Start of RECORD EXTRACTS

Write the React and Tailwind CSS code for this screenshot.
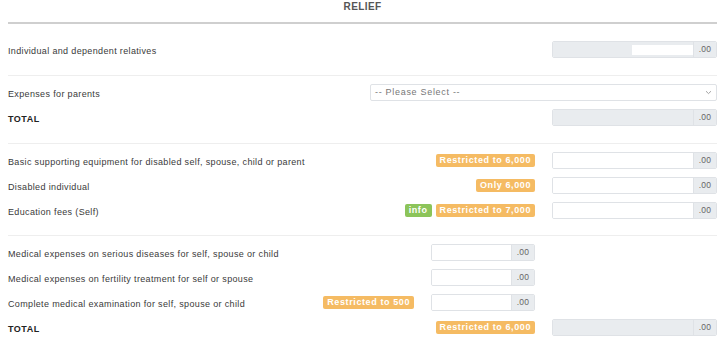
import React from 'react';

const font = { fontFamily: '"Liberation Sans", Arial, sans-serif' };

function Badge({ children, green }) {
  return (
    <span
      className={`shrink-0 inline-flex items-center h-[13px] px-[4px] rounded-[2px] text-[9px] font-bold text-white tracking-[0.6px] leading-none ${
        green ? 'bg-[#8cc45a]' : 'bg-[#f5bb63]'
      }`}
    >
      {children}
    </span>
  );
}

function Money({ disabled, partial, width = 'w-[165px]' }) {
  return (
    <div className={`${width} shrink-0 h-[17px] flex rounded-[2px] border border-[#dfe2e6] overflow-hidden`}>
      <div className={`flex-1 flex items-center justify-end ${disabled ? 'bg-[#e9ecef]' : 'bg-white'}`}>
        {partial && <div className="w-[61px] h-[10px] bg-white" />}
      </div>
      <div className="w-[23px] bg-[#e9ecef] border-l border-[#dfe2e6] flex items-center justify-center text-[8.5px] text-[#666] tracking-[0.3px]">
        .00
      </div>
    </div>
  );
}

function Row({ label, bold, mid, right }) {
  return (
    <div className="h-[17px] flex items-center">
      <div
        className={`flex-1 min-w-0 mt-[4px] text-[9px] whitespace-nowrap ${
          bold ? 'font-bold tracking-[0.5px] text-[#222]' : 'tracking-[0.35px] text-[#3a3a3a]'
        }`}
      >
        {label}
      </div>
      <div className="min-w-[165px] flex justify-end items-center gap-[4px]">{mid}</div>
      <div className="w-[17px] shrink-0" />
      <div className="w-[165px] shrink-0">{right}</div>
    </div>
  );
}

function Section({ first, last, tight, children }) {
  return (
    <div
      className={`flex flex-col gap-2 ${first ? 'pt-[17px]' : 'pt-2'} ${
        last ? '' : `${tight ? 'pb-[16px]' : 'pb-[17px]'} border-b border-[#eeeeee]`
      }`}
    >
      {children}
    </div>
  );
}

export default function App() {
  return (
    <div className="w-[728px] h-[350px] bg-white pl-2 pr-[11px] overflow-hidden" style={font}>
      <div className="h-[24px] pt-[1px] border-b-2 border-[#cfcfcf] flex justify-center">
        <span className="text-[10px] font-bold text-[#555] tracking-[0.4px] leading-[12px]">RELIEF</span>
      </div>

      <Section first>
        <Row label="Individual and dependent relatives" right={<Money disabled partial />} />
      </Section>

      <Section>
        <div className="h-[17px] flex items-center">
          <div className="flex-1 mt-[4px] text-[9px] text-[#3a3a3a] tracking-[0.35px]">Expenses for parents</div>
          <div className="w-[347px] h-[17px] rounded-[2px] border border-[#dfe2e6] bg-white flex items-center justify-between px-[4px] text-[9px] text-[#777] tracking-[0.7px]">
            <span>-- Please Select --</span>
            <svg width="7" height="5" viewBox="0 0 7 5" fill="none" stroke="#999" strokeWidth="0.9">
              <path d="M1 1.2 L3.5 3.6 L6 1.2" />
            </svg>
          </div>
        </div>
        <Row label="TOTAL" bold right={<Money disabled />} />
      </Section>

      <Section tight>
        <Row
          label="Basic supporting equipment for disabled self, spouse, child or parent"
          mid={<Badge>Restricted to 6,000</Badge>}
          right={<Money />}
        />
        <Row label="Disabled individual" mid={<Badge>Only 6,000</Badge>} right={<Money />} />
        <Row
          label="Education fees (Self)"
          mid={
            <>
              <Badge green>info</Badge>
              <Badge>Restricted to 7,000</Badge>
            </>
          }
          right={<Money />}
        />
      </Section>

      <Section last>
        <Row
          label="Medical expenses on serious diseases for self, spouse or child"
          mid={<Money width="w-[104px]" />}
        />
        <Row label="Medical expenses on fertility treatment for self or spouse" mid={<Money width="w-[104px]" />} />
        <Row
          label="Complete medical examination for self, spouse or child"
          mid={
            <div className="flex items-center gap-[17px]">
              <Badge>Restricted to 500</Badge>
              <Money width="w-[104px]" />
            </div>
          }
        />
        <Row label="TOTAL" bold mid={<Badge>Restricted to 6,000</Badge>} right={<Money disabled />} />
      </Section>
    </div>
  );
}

End of RECORD EXTRACTS
Start of RECORD EXTRACTS

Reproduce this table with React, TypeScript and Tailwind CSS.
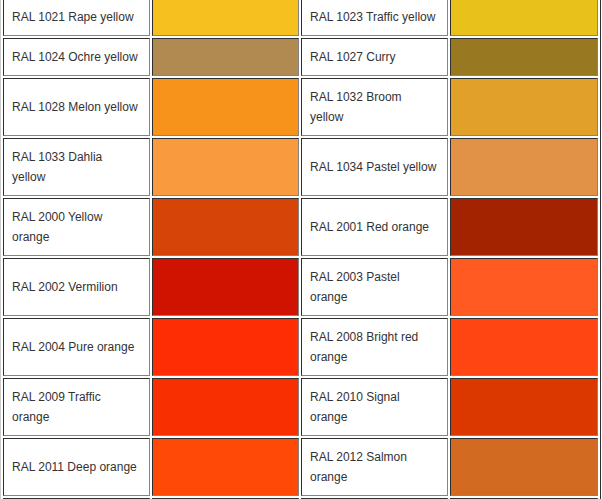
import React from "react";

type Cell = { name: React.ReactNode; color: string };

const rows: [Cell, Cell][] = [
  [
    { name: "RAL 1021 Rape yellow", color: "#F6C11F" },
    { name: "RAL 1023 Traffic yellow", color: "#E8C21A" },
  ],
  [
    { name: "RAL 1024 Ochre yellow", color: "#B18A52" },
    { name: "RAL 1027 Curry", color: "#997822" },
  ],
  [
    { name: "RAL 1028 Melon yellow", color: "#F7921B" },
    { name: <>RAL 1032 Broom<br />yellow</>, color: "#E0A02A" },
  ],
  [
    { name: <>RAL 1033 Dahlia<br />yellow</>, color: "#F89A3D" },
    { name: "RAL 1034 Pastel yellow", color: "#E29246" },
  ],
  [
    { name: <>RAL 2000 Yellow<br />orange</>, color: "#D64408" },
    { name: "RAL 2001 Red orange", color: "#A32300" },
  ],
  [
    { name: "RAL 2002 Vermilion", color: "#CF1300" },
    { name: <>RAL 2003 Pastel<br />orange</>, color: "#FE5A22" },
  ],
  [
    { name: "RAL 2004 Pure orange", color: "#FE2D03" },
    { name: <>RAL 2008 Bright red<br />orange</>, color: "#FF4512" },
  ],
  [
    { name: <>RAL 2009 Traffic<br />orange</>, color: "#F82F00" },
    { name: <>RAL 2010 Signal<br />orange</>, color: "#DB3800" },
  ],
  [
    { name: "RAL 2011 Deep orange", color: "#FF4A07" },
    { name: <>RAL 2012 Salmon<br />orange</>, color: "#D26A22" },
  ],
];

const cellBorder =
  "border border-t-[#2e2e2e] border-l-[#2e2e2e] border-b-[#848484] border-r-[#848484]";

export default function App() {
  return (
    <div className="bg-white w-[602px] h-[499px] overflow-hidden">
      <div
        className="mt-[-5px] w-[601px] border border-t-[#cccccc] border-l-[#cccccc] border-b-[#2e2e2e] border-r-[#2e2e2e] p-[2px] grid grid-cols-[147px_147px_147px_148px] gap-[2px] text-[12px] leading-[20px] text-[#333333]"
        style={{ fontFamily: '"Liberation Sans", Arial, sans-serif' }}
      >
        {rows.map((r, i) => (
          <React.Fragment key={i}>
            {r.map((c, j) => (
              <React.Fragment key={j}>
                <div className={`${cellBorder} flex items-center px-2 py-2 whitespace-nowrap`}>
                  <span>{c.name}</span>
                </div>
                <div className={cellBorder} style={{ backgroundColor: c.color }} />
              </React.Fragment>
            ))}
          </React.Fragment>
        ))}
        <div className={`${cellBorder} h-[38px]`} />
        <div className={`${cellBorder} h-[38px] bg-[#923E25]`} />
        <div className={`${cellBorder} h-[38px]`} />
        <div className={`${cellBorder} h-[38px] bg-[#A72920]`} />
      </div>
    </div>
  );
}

End of RECORD EXTRACTS
Start of RECORD EXTRACTS

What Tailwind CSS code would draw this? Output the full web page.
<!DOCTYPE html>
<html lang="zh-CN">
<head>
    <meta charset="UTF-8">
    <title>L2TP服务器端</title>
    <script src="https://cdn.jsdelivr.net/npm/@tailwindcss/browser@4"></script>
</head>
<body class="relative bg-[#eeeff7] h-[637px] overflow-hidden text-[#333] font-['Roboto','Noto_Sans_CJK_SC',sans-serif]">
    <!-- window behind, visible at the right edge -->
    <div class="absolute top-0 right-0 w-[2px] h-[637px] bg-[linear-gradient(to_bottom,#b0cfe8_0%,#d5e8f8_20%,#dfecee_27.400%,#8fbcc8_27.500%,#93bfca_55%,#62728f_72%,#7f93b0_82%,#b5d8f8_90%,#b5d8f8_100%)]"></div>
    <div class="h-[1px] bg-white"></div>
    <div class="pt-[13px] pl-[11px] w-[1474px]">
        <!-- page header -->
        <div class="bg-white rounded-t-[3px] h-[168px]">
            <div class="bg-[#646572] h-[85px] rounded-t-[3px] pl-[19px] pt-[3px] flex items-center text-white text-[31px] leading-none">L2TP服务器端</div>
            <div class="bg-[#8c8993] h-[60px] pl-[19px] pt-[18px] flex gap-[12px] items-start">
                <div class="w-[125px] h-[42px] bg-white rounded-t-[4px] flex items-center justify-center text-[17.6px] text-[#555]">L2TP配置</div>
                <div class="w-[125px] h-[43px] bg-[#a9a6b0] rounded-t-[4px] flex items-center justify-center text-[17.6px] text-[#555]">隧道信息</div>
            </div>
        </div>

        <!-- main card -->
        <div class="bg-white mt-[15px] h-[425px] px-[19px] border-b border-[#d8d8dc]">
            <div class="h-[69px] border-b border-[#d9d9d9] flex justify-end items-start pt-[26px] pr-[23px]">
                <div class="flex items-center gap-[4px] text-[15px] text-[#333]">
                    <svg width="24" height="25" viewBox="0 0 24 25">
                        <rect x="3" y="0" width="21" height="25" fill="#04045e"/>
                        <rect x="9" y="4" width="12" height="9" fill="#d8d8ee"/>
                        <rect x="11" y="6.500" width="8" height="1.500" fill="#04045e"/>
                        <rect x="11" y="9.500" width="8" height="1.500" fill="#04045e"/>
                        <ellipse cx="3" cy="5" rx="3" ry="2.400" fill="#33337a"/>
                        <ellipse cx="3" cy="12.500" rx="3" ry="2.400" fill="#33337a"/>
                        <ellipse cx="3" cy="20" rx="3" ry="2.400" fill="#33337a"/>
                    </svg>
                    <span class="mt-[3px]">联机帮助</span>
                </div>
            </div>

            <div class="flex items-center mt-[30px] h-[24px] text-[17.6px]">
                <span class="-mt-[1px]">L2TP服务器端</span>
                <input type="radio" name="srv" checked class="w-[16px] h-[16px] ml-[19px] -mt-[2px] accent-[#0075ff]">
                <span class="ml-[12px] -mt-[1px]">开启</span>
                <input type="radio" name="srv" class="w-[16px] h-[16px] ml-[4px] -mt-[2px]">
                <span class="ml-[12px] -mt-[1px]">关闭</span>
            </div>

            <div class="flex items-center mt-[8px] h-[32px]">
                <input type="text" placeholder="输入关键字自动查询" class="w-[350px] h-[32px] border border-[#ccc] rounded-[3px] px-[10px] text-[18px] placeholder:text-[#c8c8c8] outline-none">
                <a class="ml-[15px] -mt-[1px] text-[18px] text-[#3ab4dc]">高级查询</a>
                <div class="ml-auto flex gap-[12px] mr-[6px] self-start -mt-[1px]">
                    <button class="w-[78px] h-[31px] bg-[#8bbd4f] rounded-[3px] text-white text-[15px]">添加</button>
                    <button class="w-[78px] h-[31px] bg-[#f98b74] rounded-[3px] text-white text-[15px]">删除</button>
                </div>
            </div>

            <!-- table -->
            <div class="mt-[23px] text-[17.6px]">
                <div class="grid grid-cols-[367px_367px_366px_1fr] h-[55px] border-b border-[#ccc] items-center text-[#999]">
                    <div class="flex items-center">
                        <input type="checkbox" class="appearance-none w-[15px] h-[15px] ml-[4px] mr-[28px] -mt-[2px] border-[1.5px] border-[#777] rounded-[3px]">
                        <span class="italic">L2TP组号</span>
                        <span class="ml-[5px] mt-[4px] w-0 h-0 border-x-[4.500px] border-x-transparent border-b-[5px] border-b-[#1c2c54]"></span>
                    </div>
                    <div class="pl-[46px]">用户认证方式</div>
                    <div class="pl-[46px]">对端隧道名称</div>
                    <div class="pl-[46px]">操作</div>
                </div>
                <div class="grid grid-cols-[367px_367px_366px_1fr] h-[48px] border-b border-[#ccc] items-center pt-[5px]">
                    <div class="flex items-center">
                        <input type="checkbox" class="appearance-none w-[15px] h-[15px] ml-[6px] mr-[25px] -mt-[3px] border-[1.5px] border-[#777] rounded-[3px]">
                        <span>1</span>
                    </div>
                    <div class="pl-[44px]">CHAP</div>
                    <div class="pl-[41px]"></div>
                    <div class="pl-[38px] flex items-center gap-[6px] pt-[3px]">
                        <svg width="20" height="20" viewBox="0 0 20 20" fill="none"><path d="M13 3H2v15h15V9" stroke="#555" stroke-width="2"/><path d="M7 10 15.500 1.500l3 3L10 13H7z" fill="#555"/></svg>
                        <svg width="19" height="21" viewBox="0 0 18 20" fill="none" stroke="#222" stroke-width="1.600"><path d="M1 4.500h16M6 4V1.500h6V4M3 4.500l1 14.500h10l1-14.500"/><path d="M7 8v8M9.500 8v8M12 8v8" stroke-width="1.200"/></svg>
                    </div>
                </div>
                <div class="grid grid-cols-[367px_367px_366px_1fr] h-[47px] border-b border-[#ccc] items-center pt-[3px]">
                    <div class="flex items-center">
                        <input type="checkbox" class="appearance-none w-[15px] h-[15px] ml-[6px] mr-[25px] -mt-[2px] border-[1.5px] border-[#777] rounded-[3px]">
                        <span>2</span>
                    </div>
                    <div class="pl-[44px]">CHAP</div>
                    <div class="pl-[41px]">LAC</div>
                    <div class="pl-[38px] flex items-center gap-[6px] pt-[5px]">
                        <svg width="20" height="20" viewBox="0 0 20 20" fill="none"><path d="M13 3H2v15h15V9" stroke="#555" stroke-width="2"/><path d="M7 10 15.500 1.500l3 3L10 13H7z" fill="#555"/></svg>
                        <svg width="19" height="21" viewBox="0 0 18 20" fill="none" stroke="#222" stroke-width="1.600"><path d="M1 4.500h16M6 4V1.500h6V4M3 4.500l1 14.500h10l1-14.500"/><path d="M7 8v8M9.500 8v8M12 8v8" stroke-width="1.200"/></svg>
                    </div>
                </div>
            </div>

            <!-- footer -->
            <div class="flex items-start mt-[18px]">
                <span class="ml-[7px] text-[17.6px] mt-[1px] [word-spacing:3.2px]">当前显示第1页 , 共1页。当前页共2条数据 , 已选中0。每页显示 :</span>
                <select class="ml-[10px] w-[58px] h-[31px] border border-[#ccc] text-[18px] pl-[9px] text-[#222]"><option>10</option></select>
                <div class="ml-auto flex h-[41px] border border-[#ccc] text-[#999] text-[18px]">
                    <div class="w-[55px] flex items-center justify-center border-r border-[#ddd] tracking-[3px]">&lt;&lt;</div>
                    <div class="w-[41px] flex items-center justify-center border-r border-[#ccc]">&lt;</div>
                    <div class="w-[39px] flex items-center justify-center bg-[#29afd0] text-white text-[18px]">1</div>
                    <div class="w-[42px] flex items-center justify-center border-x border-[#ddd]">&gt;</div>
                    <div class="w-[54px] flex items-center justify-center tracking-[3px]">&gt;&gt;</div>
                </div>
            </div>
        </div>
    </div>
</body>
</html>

End of RECORD EXTRACTS

- **EXERCISE**:
Nothing but the lines from the one with "Reproduce this table" through the one with "border-t-[#2e2e2e] border-l-[#2e2e2e] border-b-[#848484]" is to be copied, exactly and ends included. Leave pictures out.

- **EXERCISE RESPONSE**:
Reproduce this table with React, TypeScript and Tailwind CSS.
import React from "react";

type Cell = { name: React.ReactNode; color: string };

const rows: [Cell, Cell][] = [
  [
    { name: "RAL 1021 Rape yellow", color: "#F6C11F" },
    { name: "RAL 1023 Traffic yellow", color: "#E8C21A" },
  ],
  [
    { name: "RAL 1024 Ochre yellow", color: "#B18A52" },
    { name: "RAL 1027 Curry", color: "#997822" },
  ],
  [
    { name: "RAL 1028 Melon yellow", color: "#F7921B" },
    { name: <>RAL 1032 Broom<br />yellow</>, color: "#E0A02A" },
  ],
  [
    { name: <>RAL 1033 Dahlia<br />yellow</>, color: "#F89A3D" },
    { name: "RAL 1034 Pastel yellow", color: "#E29246" },
  ],
  [
    { name: <>RAL 2000 Yellow<br />orange</>, color: "#D64408" },
    { name: "RAL 2001 Red orange", color: "#A32300" },
  ],
  [
    { name: "RAL 2002 Vermilion", color: "#CF1300" },
    { name: <>RAL 2003 Pastel<br />orange</>, color: "#FE5A22" },
  ],
  [
    { name: "RAL 2004 Pure orange", color: "#FE2D03" },
    { name: <>RAL 2008 Bright red<br />orange</>, color: "#FF4512" },
  ],
  [
    { name: <>RAL 2009 Traffic<br />orange</>, color: "#F82F00" },
    { name: <>RAL 2010 Signal<br />orange</>, color: "#DB3800" },
  ],
  [
    { name: "RAL 2011 Deep orange", color: "#FF4A07" },
    { name: <>RAL 2012 Salmon<br />orange</>, color: "#D26A22" },
  ],
];

const cellBorder =
  "border border-t-[#2e2e2e] border-l-[#2e2e2e] border-b-[#848484] border-r-[#848484]";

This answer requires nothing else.